PROBLEM DESCRIPTION ->
Copy each line with the word "React" in it.

MATERIAL PROVIDED ->
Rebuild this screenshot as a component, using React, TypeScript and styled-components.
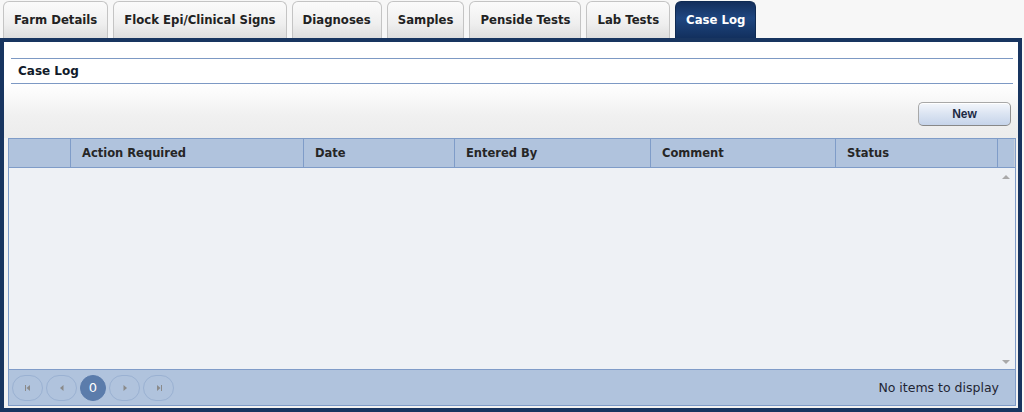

--

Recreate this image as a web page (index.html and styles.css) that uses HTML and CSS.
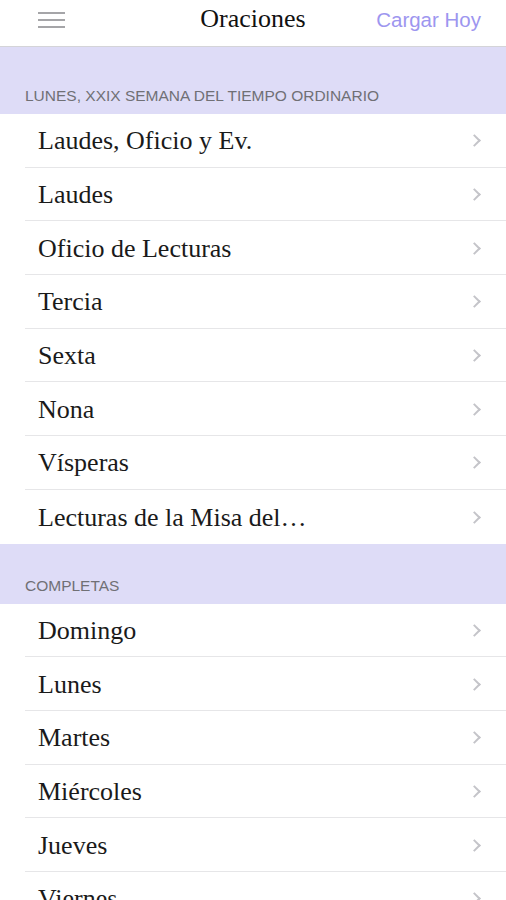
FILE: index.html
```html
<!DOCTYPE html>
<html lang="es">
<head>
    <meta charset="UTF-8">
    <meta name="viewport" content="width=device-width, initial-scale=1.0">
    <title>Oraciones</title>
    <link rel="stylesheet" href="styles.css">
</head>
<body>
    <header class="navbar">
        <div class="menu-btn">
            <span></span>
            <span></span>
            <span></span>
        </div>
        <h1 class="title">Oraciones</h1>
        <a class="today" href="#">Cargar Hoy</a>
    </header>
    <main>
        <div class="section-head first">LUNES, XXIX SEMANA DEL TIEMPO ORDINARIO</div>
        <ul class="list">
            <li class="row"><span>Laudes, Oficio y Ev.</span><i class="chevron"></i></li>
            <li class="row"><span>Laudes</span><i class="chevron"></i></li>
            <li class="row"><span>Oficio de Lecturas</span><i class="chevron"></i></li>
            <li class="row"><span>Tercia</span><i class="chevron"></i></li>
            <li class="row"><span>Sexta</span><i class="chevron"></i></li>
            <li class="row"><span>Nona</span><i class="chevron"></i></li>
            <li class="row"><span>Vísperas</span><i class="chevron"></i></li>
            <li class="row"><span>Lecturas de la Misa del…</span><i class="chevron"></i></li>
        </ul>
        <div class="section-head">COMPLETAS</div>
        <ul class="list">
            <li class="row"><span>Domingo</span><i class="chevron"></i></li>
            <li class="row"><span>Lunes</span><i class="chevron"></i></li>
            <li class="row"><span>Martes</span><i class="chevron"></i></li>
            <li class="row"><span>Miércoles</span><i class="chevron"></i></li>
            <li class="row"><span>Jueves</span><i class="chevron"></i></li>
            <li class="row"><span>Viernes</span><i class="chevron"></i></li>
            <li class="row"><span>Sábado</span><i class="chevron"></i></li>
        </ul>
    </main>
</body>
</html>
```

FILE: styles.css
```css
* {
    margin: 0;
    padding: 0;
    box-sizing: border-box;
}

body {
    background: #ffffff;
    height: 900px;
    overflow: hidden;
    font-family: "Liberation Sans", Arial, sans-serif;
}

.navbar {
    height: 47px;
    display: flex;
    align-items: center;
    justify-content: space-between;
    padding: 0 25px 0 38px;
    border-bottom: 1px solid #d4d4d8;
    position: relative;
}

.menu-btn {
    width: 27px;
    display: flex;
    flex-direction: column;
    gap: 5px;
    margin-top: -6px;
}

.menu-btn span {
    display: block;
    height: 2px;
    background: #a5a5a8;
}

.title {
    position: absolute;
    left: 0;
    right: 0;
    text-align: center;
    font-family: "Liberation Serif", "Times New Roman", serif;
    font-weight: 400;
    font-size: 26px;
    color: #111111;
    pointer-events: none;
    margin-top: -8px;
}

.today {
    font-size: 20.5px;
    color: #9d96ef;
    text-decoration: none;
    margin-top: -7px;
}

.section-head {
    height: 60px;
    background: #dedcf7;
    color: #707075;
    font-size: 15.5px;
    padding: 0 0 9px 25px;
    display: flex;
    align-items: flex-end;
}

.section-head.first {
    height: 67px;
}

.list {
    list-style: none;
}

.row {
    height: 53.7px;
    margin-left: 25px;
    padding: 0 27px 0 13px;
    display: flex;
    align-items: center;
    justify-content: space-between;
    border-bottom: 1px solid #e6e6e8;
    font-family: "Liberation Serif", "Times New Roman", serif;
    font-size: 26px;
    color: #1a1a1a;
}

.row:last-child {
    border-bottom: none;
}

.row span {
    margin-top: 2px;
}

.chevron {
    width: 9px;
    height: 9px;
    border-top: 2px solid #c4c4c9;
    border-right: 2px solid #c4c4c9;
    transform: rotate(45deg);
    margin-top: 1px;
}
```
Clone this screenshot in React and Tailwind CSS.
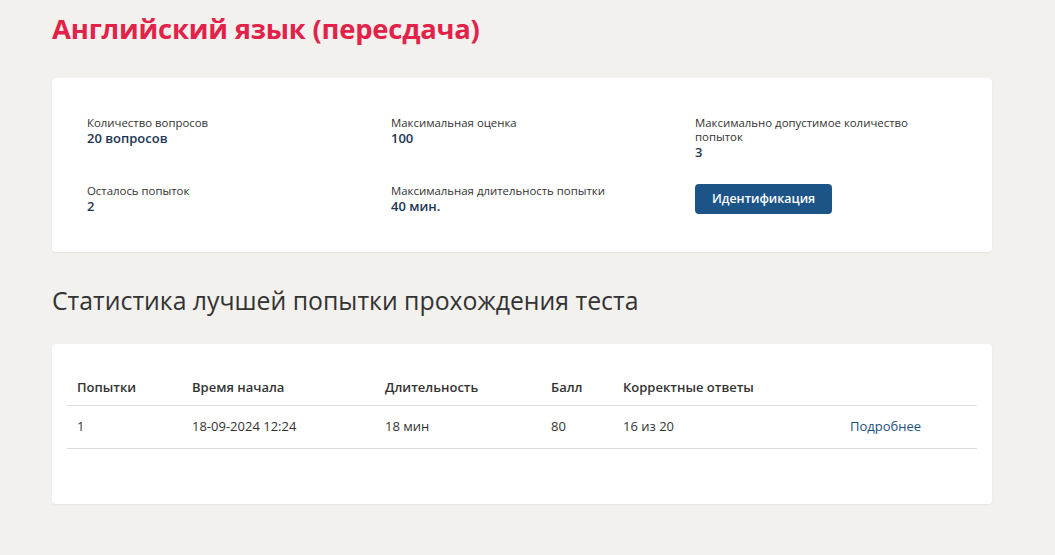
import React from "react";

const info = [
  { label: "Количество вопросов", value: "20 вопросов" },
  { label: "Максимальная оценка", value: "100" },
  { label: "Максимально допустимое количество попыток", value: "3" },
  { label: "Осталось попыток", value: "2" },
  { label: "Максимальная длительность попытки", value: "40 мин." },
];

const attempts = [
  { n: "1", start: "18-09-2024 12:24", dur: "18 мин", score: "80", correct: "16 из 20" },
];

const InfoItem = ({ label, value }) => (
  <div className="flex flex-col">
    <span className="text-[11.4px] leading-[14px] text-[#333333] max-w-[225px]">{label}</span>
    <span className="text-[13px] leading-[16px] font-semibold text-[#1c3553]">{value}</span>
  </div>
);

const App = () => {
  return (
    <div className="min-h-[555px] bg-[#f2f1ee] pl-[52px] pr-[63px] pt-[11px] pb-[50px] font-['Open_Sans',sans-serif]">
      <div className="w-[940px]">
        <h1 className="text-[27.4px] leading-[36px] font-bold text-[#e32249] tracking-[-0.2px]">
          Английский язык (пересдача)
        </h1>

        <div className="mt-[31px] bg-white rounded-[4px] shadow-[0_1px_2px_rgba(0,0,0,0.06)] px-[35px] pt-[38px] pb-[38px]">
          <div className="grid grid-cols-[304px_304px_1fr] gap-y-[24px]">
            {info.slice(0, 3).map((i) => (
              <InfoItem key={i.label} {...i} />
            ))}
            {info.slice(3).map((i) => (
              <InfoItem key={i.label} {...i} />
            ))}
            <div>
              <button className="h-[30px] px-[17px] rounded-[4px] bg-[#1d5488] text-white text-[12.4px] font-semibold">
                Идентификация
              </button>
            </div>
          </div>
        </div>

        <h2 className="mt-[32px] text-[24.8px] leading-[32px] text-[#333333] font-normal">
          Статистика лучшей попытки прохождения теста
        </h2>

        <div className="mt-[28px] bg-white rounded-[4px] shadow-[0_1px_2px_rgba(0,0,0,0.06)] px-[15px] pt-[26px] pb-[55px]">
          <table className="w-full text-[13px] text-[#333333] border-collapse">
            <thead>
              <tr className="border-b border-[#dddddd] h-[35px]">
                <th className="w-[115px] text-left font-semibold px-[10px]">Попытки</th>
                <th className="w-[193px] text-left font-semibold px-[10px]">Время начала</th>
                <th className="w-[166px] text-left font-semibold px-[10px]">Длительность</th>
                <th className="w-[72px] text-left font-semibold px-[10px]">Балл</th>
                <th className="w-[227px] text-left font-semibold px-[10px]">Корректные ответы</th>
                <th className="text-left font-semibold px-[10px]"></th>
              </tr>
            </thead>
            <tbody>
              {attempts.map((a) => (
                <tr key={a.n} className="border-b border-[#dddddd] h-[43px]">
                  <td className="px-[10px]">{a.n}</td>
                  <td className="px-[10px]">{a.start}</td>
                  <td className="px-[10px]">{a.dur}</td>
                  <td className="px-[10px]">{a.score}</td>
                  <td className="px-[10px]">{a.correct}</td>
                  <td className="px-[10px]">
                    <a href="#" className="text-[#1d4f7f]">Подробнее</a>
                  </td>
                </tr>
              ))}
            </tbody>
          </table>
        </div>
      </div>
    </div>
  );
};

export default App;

EXERCISE SOLUTION ->
Rebuild this screenshot as a component, using React, TypeScript and styled-components.
Clone this screenshot in React and Tailwind CSS.
import React from "react";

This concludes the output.